Pengadilan New York menetapkan 4 Desember sebagai tanggal sidang praperadilan yang harus dihadiri Trump secara langsung. Sistem peradilan akan bergerak lambat yang dapat menempatkan jadwal pengadilan dan kampanye presiden pada garis waktu yang sama di tahun 2024.

Mantan presiden tersebut mungkin berharap bahwa persidangan di lingkungan yang bermuatan politik seperti kampanye pemilu dapat membantunya dan memperkuat basisnya. Tapi ini juga bisa berdampak sebaliknya pada peluangnya untuk menjadi calon partai dan memenangkan kursi kepresidenan.

Dukungan Trump di antara publik tidak tinggi, dan basisnya yang terdiri dari 35 persen pemilih dari Partai Republik mungkin akan mendorongnya ke puncak tiket partai, tetapi hal itu dapat mengakhiri peluang GOP (Partai Republik) untuk memenangkan kursi kepresidenan. Publik Amerika juga bisa sangat lelah dengan kisah Trump pada musim panas mendatang, dan orang mungkin enggan memilih politisi yang didakwa untuk jabatan tertinggi di negeri itu.

Perlu mengubah gaya politik

Masih menurut Dr. Amal Mudallali, segalanya bisa menjadi berbeda bagi Trump seandainya dia mengubah gayanya dalam politik. Presiden Richard Nixon menghadapi skandal Watergate yang memaksanya mengundurkan diri pada tahun 1974 sebelum dia dimakzulkan oleh Kongres. Nixon dapat menghadapi tuntutan pidana menghalangi keadilan setelah dia mengundurkan diri tetapi dia diampuni oleh Presiden Gerald Ford karena kepeduliannya terhadap ‘kepentingan umum’.

Salah satu faktor utama yang mempengaruhi keputusan untuk mengampuni Nixon adalah bahwa “penuntutan akan ‘memperburuk’ perpecahan bangsa.” Ford tidak ingin memulai masa jabatannya di tengah gejolak domestik.

Demikian pula pada kasus Presiden Bill Clinton, yang dituduh berbohong di bawah sumpah tentang hubungannya dengan magang Gedung Putih Monica Lewinsky, mencapai kesepakatan dengan jaksa pada tahun 2001, di mana ia menerima penangguhan izin hukumnya selama lima tahun di negara bagian asalnya Arkansas.

Namun tampaknya hal ini tidak akan terjadi dengan Trump.
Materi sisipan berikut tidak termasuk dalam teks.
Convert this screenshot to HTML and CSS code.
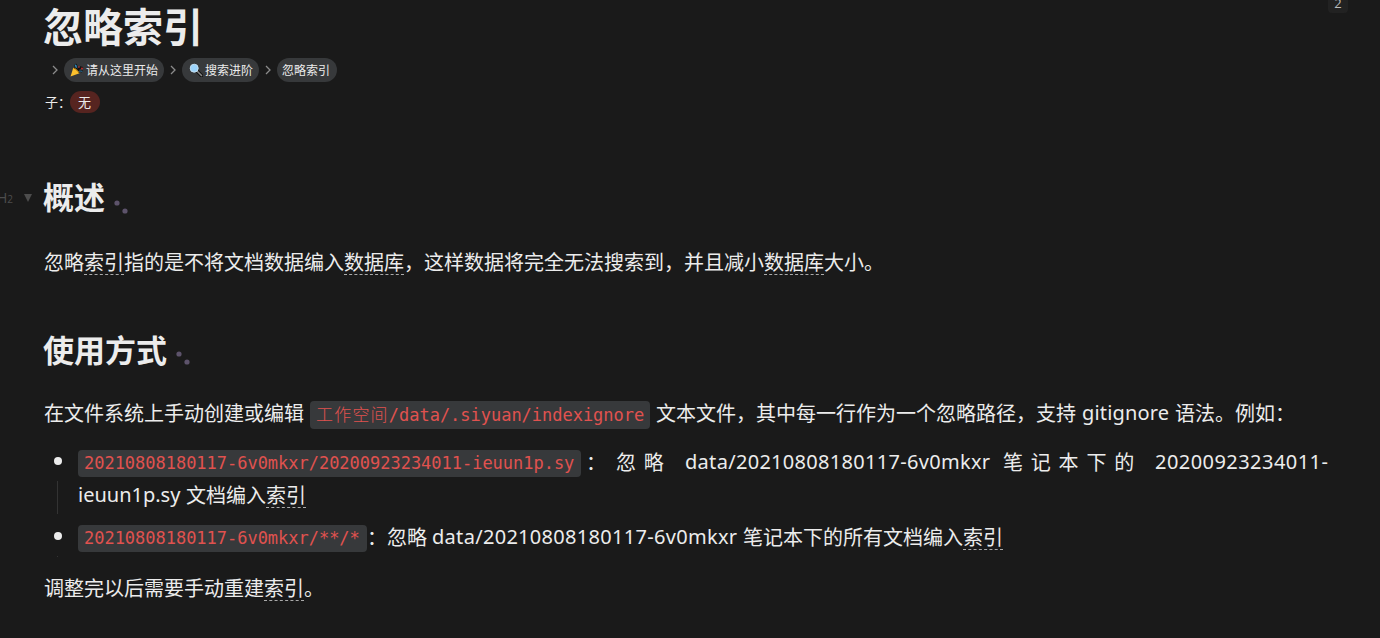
FILE: index.html
```
<!DOCTYPE html>
<html lang="zh-CN">
<head>
<meta charset="utf-8">
<title>忽略索引</title>
<link rel="stylesheet" href="styles.css">
</head>
<body>
<main class="doc">
  <span class="badge">2</span>
  <h1 class="title">忽略索引</h1>
  <nav class="crumbs">
    <svg class="chev" viewBox="0 0 6 10"><path d="M1 1l4 4-4 4"/></svg>
    <a class="pill start"><svg class="emoji" viewBox="0 0 14 14"><path d="M5.500 5.500c1-1 1-2.500-.5-4" fill="none" stroke="#111" stroke-width="3"/><path d="M6 4.800c.6-1 .2-2-.8-3" fill="none" stroke="#2e86b8" stroke-width="1.700"/><path d="M7.500 7l3-2.500 2.500.5M8.500 8.500c1.500-.8 2.800-.6 4 0" fill="none" stroke="#111" stroke-width="2.200"/><path d="M8.800 8.400c1.300-.5 2.300-.4 3.500.2" fill="none" stroke="#2e86b8"/><circle cx="12" cy="5.500" r="1" fill="#c62828"/><circle cx="9" cy="4" r=".8" fill="#c62828"/><path d="M.5 13.500L3.300 4.800Q7.500 6 9.500 10.300z" fill="#fbc02d"/><path d="M3.800 5.300c2 .4 4.500 2.800 5 4.500" fill="none" stroke="#8a5a00" stroke-width="1"/></svg><span>请从这里开始</span></a>
    <svg class="chev" viewBox="0 0 6 10"><path d="M1 1l4 4-4 4"/></svg>
    <a class="pill search"><svg class="emoji" viewBox="0 0 14 14"><path d="M8.500 8.500l4 4" stroke="#111" stroke-width="3.400" stroke-linecap="round"/><path d="M8.500 8.500l4 4" stroke="#888" stroke-width="1.600" stroke-linecap="round"/><circle cx="5.200" cy="5.200" r="4" fill="#9bd3fb" stroke="#c3dff0"/></svg><span>搜索进阶</span></a>
    <svg class="chev" viewBox="0 0 6 10"><path d="M1 1l4 4-4 4"/></svg>
    <a class="pill">忽略索引</a>
  </nav>
  <div class="children"><span class="label">子：</span><span class="pill none">无</span></div>

  <h2 class="heading first"><span class="gutter"><span class="level">H<small>2</small></span><i class="fold"></i></span>概述<svg class="dots" viewBox="0 0 14 14"><circle cx="3" cy="3" r="2.600"/><circle cx="11" cy="11" r="2.600"/></svg></h2>
  <p class="line intro">忽略<span class="ref">索引</span>指的是不将文档数据编入<span class="ref">数据库</span>，这样数据将完全无法搜索到，并且减小<span class="ref">数据库</span>大小。</p>

  <h2 class="heading second">使用方式<svg class="dots" viewBox="0 0 14 14"><circle cx="3" cy="3" r="2.600"/><circle cx="11" cy="11" r="2.600"/></svg></h2>
  <p class="line usage"><span class="lead">在文件系统上手动创建或编辑</span><code class="code path"><span class="cn">工作空间</span>/data/.siyuan/indexignore</code><span>文本文件，其中每一行作为一个忽略路径，支持</span><span class="latin git">gitignore</span><span>语法。例如：</span></p>

  <ul class="list">
    <li class="item">
      <div class="marker"><i class="bullet"></i><i class="guide"></i></div>
      <div class="content">
        <div class="line"><code class="code long">20210808180117-6v0mkxr/20200923234011-ieuun1p.sy</code><span class="colon">：</span><span class="spread ignore">忽略</span><span class="latin book">data/20210808180117-6v0mkxr</span><span class="spread under">笔记本下的</span><span class="latin file">20200923234011-</span></div>
        <div class="line"><span class="latin tail">ieuun1p.sy</span><span>文档编入<span class="ref">索引</span></span></div>
      </div>
    </li>
    <li class="item">
      <div class="marker"><i class="bullet"></i><i class="guide"></i></div>
      <div class="content">
        <div class="line"><code class="code short">20210808180117-6v0mkxr/**/*</code><span class="desc">：忽略</span><span class="latin book2">data/20210808180117-6v0mkxr</span><span>笔记本下的所有文档编入<span class="ref">索引</span></span></div>
      </div>
    </li>
  </ul>
  <p class="line outro">调整完以后需要手动重建<span class="ref">索引</span>。</p>
</main>
</body>
</html>
```

FILE: styles.css
```
* { box-sizing: border-box; }
body {
  margin: 0;
  height: 638px;
  overflow: hidden;
  background: #1a1a1a;
  color: #ececec;
  font: 20px/32px "Noto Sans CJK SC", sans-serif;
}
.doc { position: relative; padding: 0 43px; white-space: nowrap; }
.badge {
  position: absolute;
  top: -8px;
  left: 1328px;
  width: 20px;
  height: 21px;
  border-radius: 4px;
  background: #222;
  color: #bbb;
  font: 13px/23px "Open Sans", sans-serif;
  text-align: center;
}
.title { margin: 0; height: 58px; font-size: 40px; line-height: 50px; font-weight: 700; }
.crumbs { display: flex; align-items: center; height: 24px; padding-left: 8px; font-size: 12px; }
.chev { width: 6px; height: 10px; margin: 0 6px; fill: none; stroke: #8b8b8b; stroke-width: 1.3; }
.crumbs .chev:first-child { margin-left: 1px; }
.pill {
  display: flex;
  align-items: center;
  height: 24px;
  padding: 0 6px;
  border-radius: 12px;
  background: #37393b;
  font-size: 12px;
  line-height: 24px;
}
.pill:last-child { padding-left: 5px; padding-right: 7px; }
.start { width: 100px; }
.search { width: 77px; }
.emoji { width: 14px; height: 14px; margin: 0 2px 0 0; flex: none; }
.search .emoji { margin-left: 1px; }
.children { display: flex; align-items: center; height: 22px; margin-top: 9px; font-size: 13px; }
.label { width: 27px; padding-left: 2px; }
.children .none { width: 30px; height: 22px; padding: 0 8px; background: #562420; font-size: 13px; }
.heading { position: relative; display: flex; align-items: center; margin: 0; height: 44px; font-size: 31px; line-height: 44px; font-weight: 700; }
.first { margin-top: 61px; }
.second { margin-top: 49px; }
.gutter { position: absolute; left: -46px; top: 0; display: flex; align-items: center; height: 48px; color: #4d4d4d; }
.level { width: 27px; font: 14px/20px "Open Sans", sans-serif; }
.level small { font-size: 10px; }
.fold { border: 4.500px solid transparent; border-top: 8px solid #4d4d4d; border-bottom: 0; }
.dots { width: 14px; height: 14px; margin: 21px 0 0 9px; fill: #5d536b; }
.second .dots { margin-top: 17px; }
.line { display: flex; align-items: center; margin: 0; height: 33px; font-size: 20px; line-height: 32px; }
.intro { margin-top: 27px; padding-left: 1px; }
.usage { margin-top: 25px; padding-left: 1px; }
.outro { margin-top: 18px; padding-left: 1px; }
.ref { display: inline-block; height: 27px; line-height: 28px; border-bottom: 1px dashed #aaa; }
.lead { width: 266px; }
.code {
  height: 27px;
  margin-top: 3px;
  padding: 0 6px;
  border-radius: 4px;
  background: #37393b;
  color: #e0524f;
  font: 17px/27px "DejaVu Sans Mono", "Noto Sans CJK SC", monospace;
  letter-spacing: -.02px;
}
.path { width: 340px; height: 28px; margin: 4px 6px 0 0; line-height: 25px; }
.cn { font-family: "Noto Sans CJK SC", sans-serif; font-weight: 300; letter-spacing: 1.200px; }
.latin { font-family: "Noto Sans", sans-serif; letter-spacing: .3px; }
.git { width: 93px; margin-left: 6px; letter-spacing: .15px; }
.list { list-style: none; margin: 16px 0 0; padding: 0; }
.item { display: flex; margin-bottom: 9px; }
.marker { display: flex; flex-direction: column; align-items: center; width: 29px; margin-right: 6px; padding-top: 12px; }
.bullet { width: 8px; height: 8px; border-radius: 50%; background: #ececec; }
.guide { flex: 1; width: 1px; margin-top: 16px; margin-bottom: -3px; background: #333; }
.item + .item .guide { min-height: 1px; margin-bottom: -4px; }
.long { width: 503px; }
.short { width: 289px; }
.colon { width: 35px; padding-left: 5px; }
.spread { letter-spacing: 7.800px; }
.ignore { width: 69px; }
.book { width: 318px; }
.under { width: 152px; }
.file { letter-spacing: .45px; }
.tail { width: 108px; letter-spacing: 0; }
.desc { width: 65px; }
.book2 { width: 311px; }
```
Nalurinya, kata para ahli, bukanlah untuk mengakui kebenaran tetapi untuk melawannya. Istrinya, Melania, pernah mengatakan bahwa ‘                                    keahlian khasnya adalah memukul balik 10 kali lebih keras”. Ini adalah reaksi Trump selama persidangan pemakzulannya, dan ini adalah reaksinya dalam pertempuran baru dengan pengadilan. Tidak mungkin kasusnya akan berakhir dengan kesepakatan.

Yang jelas, tidak peduli hasil dari pertarungan hukum Trump, satu hal yang sekarang yang muncul di Amerika adalah tidak ada seorang pun yang berada di atas hukum. Semua sama di mata hukum termasuk mantan presidennya.